** Begin Dataset section **
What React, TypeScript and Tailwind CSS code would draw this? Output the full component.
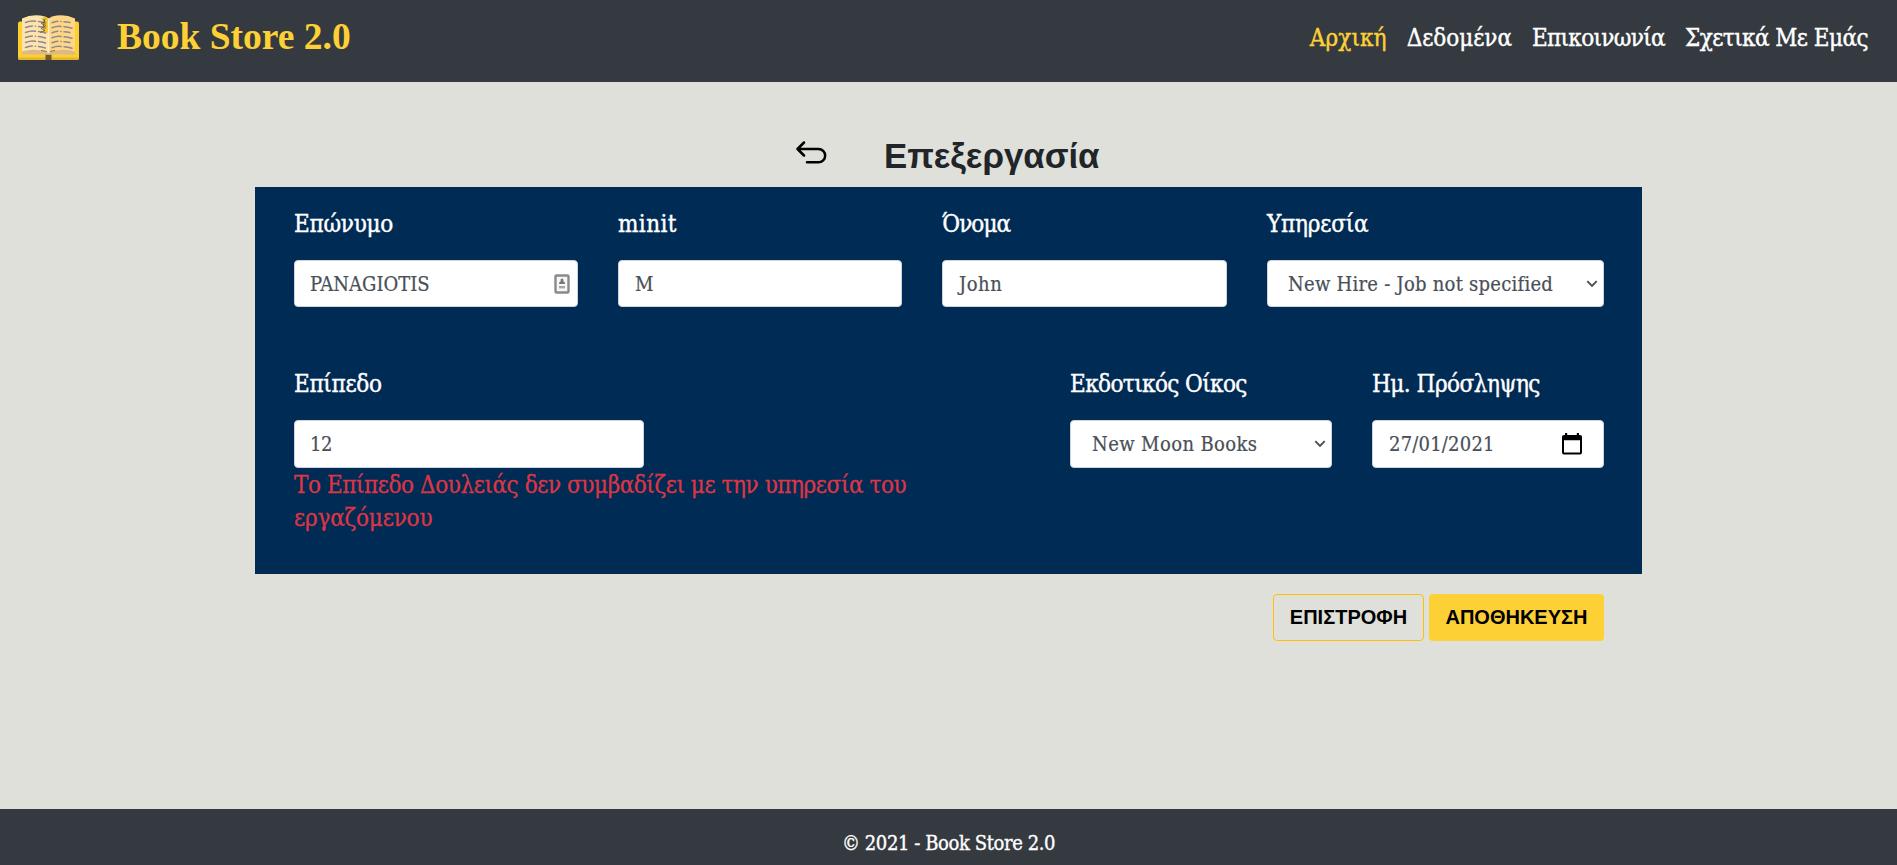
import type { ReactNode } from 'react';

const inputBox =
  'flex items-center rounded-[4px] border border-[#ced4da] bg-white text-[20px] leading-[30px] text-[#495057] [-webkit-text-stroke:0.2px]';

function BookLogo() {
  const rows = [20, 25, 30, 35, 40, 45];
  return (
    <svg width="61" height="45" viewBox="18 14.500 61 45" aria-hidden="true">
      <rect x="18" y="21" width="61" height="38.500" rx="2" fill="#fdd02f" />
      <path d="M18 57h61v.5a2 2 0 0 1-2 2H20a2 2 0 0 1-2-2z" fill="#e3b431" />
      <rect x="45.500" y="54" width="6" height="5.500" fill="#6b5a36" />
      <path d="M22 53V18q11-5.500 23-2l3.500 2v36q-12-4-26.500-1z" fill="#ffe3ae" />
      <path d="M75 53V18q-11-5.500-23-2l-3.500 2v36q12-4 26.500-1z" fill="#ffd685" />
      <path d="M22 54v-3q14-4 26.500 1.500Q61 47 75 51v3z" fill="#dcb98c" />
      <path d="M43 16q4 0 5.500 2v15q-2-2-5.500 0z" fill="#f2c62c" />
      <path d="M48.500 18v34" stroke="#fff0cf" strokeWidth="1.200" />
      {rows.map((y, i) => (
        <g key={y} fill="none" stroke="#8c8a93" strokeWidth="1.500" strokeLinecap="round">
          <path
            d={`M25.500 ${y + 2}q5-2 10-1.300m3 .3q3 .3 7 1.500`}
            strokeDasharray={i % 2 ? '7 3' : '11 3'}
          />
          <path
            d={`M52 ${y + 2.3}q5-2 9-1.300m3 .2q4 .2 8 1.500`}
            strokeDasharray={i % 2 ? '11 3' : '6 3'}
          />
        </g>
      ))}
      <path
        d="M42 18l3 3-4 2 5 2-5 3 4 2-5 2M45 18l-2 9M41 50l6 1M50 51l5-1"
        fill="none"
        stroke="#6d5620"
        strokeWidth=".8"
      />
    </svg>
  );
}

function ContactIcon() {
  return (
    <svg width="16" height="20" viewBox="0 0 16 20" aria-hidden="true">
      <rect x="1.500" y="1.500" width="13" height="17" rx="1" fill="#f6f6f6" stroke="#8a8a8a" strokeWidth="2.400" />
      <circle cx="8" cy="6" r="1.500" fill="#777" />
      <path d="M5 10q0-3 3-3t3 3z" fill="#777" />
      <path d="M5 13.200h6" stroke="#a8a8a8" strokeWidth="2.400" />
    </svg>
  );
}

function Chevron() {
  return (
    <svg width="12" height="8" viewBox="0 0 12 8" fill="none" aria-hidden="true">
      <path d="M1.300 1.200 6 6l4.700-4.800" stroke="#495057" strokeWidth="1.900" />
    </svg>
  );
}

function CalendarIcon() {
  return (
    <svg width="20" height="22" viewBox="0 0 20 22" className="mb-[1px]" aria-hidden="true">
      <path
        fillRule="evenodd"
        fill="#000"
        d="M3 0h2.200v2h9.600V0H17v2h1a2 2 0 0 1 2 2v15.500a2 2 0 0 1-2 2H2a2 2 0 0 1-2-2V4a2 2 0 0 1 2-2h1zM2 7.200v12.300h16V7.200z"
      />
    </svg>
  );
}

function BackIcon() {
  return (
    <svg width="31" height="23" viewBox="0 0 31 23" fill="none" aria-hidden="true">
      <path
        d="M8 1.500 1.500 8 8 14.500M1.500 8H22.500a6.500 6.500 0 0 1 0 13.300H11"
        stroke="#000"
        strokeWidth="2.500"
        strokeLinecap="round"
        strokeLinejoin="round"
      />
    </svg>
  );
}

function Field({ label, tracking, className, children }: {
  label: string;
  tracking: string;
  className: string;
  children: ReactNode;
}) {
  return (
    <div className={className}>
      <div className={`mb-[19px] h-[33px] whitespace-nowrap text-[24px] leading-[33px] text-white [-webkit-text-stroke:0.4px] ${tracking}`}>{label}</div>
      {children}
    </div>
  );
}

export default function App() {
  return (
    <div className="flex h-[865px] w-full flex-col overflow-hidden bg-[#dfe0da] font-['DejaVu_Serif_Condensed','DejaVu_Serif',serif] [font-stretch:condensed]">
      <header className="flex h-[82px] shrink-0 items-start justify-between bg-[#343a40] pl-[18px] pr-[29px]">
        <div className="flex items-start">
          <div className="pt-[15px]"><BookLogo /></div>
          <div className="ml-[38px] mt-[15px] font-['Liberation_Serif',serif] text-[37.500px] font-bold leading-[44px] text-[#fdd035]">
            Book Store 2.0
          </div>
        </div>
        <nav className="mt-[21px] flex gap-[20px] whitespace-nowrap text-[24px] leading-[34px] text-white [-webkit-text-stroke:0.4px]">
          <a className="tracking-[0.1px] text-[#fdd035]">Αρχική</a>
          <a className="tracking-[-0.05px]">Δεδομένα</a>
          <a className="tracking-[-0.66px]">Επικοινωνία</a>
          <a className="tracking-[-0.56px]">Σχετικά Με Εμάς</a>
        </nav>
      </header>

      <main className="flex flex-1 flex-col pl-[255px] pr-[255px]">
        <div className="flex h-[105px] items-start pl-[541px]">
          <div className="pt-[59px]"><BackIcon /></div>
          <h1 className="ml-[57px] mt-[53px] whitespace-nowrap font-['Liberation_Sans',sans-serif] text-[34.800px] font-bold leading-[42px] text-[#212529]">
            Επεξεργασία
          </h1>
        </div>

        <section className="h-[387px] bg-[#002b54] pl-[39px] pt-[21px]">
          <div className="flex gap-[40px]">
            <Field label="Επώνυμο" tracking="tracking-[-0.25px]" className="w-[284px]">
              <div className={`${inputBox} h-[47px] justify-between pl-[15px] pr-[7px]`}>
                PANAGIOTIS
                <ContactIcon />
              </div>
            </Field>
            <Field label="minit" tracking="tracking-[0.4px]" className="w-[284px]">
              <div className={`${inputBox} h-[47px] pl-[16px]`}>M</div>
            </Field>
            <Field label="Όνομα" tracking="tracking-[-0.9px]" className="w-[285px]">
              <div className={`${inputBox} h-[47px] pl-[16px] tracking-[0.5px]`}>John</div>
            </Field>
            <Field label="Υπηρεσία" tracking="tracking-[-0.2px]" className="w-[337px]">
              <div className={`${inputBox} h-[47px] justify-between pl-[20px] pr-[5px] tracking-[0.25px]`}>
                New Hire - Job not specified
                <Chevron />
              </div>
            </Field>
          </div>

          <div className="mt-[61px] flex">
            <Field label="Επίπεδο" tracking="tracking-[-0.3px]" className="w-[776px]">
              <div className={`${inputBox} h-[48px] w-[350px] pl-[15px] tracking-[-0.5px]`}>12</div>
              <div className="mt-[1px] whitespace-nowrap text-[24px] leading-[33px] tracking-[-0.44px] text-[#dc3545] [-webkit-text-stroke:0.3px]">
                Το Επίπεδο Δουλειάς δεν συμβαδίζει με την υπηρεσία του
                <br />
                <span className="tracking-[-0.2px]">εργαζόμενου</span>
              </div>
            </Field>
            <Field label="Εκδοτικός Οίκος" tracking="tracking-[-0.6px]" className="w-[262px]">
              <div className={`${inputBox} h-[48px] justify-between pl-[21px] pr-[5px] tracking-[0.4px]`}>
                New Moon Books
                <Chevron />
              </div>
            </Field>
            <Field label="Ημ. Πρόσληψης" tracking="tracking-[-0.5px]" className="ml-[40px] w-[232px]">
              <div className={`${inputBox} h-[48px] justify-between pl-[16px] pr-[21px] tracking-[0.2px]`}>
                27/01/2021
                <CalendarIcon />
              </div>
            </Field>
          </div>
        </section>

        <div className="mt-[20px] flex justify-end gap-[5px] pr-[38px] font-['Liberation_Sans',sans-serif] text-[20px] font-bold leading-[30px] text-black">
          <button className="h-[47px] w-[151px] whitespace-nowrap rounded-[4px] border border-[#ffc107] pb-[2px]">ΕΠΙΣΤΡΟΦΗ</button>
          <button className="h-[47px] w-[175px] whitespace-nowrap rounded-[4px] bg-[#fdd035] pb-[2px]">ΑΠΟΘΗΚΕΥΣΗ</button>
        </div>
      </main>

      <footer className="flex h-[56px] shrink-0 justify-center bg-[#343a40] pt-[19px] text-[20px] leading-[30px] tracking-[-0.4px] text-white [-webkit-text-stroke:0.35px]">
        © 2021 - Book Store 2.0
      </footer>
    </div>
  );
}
** End Dataset section **
# [What you should do]
Please quote the lines of the material, beginning with the first and ending with the one that contains "leading-[30px] text-[#495057] [-webkit-text-stroke:0.2px]';", exactly as written and without any pictures.

# [Response]
What React, TypeScript and Tailwind CSS code would draw this? Output the full component.
import type { ReactNode } from 'react';

const inputBox =
  'flex items-center rounded-[4px] border border-[#ced4da] bg-white text-[20px] leading-[30px] text-[#495057] [-webkit-text-stroke:0.2px]';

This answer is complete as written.